-- begin Stored data --

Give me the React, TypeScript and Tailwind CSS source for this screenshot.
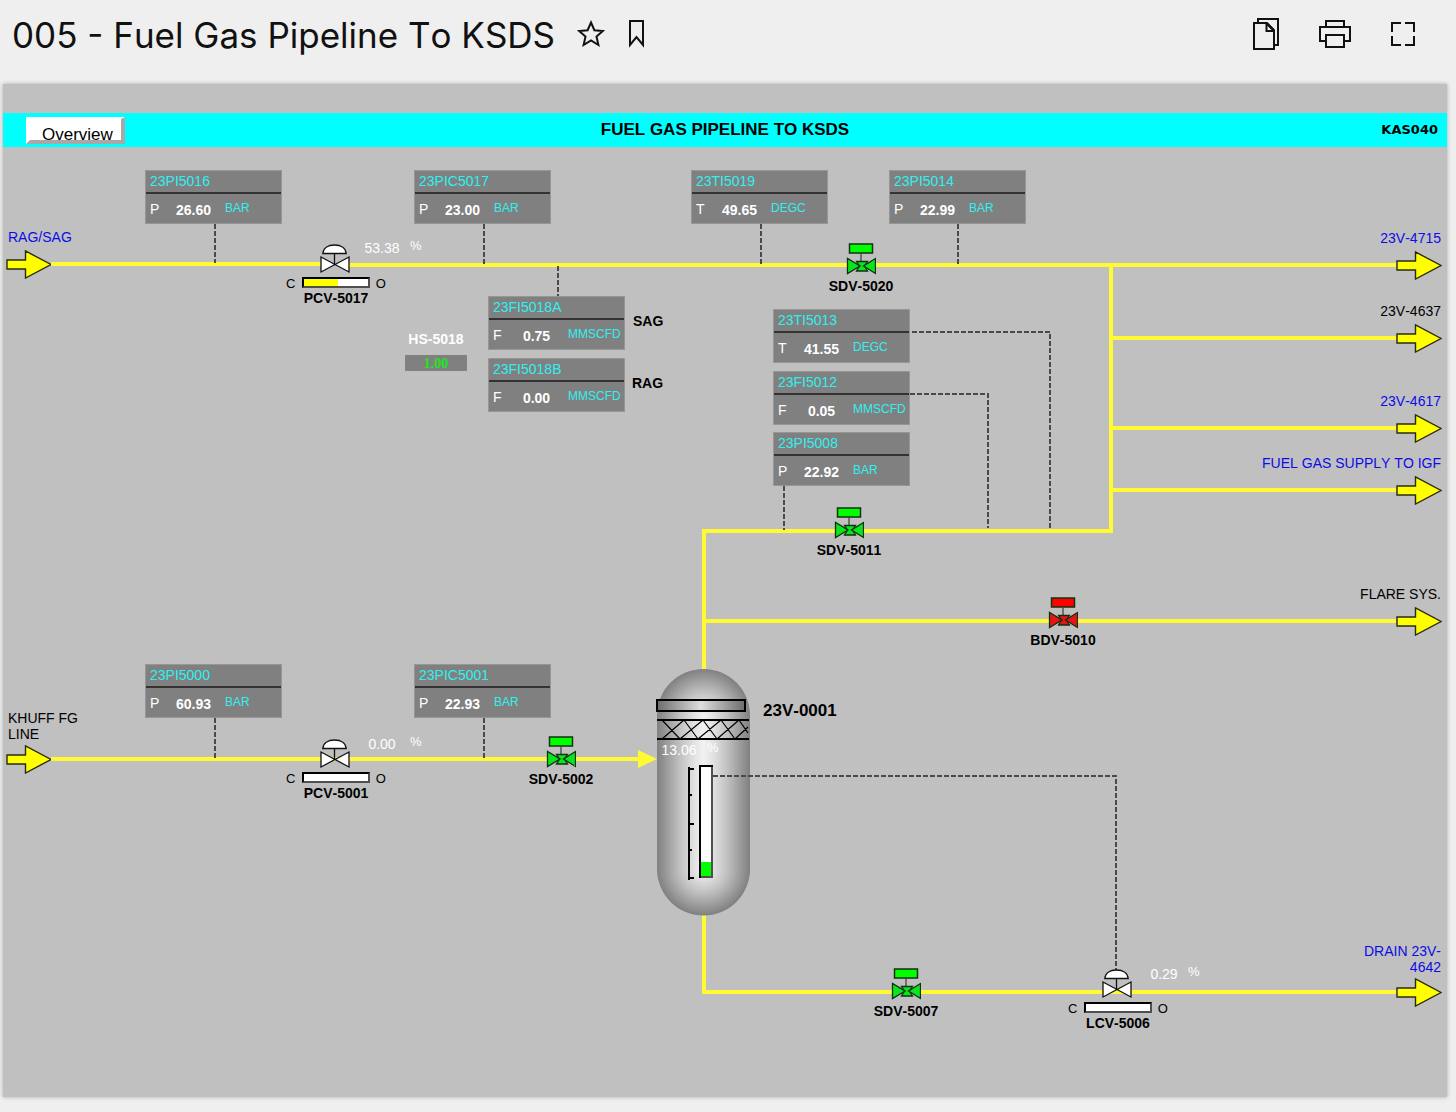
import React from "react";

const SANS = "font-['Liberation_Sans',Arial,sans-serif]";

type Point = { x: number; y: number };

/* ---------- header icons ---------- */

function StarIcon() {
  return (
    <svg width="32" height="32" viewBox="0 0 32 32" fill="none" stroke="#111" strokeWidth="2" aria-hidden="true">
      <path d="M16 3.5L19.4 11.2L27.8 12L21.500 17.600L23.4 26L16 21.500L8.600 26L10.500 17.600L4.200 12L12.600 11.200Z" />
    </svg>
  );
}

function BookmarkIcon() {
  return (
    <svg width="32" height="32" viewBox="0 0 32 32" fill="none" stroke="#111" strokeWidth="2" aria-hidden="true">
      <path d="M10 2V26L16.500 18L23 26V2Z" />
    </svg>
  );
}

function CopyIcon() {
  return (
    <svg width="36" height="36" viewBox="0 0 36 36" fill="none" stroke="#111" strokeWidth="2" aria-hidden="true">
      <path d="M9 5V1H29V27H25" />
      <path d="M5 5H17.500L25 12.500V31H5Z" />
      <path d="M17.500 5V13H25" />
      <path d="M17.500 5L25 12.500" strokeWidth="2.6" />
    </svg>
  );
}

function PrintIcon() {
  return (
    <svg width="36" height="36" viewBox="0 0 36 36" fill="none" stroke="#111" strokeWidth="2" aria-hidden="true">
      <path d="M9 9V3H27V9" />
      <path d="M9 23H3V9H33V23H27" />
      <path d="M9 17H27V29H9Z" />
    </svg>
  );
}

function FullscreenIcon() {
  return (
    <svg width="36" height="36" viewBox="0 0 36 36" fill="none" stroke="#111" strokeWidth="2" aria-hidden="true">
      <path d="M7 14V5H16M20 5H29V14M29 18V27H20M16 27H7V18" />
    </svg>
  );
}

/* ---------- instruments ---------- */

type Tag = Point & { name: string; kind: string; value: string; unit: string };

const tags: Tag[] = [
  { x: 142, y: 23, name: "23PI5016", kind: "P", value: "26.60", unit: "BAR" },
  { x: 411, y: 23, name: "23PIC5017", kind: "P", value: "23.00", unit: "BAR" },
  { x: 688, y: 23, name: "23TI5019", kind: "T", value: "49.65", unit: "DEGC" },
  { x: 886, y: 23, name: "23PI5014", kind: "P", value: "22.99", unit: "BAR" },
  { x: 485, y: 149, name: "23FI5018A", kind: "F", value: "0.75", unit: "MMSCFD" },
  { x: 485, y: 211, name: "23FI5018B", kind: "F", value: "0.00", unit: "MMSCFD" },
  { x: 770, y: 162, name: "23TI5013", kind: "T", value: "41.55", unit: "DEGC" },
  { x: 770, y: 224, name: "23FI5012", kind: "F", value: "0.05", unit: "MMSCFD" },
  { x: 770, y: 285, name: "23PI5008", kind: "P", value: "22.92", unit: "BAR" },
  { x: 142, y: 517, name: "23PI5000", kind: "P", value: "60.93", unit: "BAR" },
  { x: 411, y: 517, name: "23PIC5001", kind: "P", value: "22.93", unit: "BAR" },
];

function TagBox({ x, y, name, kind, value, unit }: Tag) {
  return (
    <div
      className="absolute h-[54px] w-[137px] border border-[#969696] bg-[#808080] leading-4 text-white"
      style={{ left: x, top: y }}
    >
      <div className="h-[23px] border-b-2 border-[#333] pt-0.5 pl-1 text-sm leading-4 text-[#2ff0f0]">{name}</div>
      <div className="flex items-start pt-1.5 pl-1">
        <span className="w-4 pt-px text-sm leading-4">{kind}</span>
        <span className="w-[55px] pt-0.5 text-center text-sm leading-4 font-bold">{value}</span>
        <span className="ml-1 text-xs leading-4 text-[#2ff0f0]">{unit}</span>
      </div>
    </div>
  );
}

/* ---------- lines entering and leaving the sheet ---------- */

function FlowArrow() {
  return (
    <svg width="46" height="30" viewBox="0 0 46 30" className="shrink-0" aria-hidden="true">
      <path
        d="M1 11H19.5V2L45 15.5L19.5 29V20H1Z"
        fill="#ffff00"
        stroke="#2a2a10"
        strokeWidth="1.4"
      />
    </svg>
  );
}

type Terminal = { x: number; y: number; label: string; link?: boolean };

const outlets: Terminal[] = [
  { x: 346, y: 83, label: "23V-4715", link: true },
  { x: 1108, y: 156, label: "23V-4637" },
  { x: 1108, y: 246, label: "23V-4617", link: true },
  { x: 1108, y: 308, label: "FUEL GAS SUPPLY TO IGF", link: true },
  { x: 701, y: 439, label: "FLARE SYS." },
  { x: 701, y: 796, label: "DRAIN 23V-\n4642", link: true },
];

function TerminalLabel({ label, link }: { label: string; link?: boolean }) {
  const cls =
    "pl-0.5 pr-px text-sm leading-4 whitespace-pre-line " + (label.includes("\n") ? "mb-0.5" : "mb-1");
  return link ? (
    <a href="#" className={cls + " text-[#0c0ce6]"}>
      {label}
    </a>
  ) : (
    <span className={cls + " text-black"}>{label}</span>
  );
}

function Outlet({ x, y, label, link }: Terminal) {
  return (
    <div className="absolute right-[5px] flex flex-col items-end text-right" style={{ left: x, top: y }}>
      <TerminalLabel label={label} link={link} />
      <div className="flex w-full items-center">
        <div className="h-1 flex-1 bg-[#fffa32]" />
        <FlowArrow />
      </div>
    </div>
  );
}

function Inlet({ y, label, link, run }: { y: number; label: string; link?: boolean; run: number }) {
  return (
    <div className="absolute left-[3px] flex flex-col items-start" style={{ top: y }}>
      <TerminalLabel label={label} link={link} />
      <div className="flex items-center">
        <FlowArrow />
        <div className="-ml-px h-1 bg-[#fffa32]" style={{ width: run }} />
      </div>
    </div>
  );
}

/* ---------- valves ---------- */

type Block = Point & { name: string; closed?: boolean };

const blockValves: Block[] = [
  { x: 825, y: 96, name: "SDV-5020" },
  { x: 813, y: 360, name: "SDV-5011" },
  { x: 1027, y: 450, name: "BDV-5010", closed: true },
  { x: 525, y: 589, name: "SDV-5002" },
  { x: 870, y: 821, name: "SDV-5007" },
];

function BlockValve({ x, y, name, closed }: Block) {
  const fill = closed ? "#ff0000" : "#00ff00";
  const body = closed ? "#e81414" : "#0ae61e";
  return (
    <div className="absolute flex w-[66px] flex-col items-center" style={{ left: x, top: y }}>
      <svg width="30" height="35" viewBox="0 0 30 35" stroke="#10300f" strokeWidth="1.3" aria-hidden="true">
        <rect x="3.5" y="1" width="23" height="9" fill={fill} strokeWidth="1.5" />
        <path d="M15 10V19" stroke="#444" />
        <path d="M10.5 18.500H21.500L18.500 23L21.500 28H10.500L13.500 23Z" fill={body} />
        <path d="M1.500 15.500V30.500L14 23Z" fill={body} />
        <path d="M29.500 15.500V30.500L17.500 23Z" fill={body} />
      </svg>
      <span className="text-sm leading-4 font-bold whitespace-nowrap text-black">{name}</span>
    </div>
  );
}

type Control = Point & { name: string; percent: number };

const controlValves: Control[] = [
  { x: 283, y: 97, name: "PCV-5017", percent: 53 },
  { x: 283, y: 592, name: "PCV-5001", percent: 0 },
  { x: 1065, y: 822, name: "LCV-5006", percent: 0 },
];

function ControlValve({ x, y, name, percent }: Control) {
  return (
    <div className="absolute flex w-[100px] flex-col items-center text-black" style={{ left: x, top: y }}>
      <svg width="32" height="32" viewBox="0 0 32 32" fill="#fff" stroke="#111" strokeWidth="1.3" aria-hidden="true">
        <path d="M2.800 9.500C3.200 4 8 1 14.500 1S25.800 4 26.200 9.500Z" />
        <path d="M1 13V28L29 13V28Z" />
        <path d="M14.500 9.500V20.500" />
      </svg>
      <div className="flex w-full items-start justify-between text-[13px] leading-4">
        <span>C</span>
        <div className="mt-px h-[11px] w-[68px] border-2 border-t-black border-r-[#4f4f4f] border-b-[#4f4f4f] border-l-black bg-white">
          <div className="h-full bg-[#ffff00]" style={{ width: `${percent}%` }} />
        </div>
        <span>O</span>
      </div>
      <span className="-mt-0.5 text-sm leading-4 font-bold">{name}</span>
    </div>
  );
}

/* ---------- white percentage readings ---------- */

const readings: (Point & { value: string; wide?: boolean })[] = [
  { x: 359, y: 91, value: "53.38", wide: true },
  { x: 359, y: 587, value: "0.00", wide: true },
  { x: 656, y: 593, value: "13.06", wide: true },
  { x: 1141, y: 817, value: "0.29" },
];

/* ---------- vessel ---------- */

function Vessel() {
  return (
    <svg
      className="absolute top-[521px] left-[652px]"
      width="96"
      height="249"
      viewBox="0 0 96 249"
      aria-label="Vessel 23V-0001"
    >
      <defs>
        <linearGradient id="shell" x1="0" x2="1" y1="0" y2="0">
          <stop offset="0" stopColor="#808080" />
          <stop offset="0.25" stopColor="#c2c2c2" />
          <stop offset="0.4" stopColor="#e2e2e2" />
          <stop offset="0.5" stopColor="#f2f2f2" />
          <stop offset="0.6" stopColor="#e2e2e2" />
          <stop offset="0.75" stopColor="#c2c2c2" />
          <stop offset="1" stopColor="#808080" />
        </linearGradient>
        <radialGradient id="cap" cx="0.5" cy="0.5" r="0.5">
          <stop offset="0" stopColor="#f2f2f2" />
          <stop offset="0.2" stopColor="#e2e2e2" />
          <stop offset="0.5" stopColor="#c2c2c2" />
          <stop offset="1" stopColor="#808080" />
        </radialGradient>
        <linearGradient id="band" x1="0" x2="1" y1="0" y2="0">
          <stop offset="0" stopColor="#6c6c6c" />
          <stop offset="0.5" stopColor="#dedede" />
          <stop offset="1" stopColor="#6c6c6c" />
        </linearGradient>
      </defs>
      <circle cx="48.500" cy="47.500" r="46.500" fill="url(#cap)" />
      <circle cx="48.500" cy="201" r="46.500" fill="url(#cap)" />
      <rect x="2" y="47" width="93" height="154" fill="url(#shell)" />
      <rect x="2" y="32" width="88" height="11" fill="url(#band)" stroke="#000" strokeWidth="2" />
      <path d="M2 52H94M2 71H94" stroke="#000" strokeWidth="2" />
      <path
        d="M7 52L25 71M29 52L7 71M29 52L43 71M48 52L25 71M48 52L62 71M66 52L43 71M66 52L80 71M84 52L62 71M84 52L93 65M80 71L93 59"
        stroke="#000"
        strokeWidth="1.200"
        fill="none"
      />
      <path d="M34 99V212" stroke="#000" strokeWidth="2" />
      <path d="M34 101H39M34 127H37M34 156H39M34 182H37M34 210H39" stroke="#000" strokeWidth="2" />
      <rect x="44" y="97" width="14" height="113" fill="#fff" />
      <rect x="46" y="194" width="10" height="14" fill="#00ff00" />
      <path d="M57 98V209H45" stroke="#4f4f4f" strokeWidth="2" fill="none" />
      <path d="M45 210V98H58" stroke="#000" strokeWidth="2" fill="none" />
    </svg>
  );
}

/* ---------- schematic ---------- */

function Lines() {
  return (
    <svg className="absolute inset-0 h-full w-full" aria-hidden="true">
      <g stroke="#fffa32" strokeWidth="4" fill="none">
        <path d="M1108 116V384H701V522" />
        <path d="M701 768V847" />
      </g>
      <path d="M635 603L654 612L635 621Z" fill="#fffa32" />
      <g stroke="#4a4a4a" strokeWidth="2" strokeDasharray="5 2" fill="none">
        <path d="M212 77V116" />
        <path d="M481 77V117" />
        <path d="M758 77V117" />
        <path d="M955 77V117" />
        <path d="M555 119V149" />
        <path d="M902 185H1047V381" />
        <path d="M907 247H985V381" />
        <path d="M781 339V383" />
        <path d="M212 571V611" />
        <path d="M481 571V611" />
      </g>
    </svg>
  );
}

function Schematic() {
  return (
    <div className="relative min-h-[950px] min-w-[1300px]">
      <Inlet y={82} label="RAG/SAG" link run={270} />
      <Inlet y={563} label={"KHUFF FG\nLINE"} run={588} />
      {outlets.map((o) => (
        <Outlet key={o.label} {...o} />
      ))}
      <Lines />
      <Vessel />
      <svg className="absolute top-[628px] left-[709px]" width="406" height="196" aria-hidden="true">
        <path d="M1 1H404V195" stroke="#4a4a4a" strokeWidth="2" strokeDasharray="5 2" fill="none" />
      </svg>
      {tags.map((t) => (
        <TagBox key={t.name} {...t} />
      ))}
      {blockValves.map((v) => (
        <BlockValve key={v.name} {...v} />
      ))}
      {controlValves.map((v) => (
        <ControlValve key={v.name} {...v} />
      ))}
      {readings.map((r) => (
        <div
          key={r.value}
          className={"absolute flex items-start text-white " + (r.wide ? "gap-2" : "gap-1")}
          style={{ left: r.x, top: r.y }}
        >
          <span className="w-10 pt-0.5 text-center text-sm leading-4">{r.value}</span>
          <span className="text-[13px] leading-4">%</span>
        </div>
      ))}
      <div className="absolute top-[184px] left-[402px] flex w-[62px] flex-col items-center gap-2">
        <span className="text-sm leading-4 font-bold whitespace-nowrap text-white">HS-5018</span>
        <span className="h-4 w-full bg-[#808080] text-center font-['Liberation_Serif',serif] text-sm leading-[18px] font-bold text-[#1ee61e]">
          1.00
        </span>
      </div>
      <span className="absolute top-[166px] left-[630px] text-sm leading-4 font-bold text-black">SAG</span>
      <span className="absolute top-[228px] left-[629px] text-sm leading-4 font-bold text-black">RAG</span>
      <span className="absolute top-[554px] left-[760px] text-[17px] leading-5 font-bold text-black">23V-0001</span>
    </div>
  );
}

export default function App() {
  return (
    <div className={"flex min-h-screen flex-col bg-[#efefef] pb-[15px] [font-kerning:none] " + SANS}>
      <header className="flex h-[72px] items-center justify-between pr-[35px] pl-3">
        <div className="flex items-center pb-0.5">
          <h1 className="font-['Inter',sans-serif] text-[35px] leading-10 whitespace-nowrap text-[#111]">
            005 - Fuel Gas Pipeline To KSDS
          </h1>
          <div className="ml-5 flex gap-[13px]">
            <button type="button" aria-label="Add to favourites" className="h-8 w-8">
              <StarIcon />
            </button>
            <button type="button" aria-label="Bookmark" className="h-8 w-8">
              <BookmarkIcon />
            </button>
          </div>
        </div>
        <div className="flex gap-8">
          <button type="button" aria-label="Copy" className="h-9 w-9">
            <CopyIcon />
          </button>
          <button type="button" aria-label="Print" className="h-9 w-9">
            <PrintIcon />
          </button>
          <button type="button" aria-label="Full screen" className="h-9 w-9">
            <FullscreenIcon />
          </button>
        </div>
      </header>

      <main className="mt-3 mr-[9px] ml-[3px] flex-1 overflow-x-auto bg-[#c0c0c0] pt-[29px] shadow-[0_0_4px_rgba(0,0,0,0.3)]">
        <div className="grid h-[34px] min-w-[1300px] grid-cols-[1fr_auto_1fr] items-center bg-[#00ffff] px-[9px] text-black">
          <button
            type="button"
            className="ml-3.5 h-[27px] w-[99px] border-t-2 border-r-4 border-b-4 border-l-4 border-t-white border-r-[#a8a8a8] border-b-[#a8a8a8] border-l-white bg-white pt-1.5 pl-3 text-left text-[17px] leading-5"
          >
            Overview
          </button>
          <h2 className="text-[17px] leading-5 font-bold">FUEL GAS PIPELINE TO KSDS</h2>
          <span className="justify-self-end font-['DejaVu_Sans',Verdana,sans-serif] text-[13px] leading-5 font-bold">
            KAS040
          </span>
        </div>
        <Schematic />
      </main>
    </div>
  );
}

-- end Stored data --

Leave out the pictures and restate, word for word, the lines from the top of the data through the line containing "icons ---------- */", both included.

Give me the React, TypeScript and Tailwind CSS source for this screenshot.
import React from "react";

const SANS = "font-['Liberation_Sans',Arial,sans-serif]";

type Point = { x: number; y: number };

/* ---------- header icons ---------- */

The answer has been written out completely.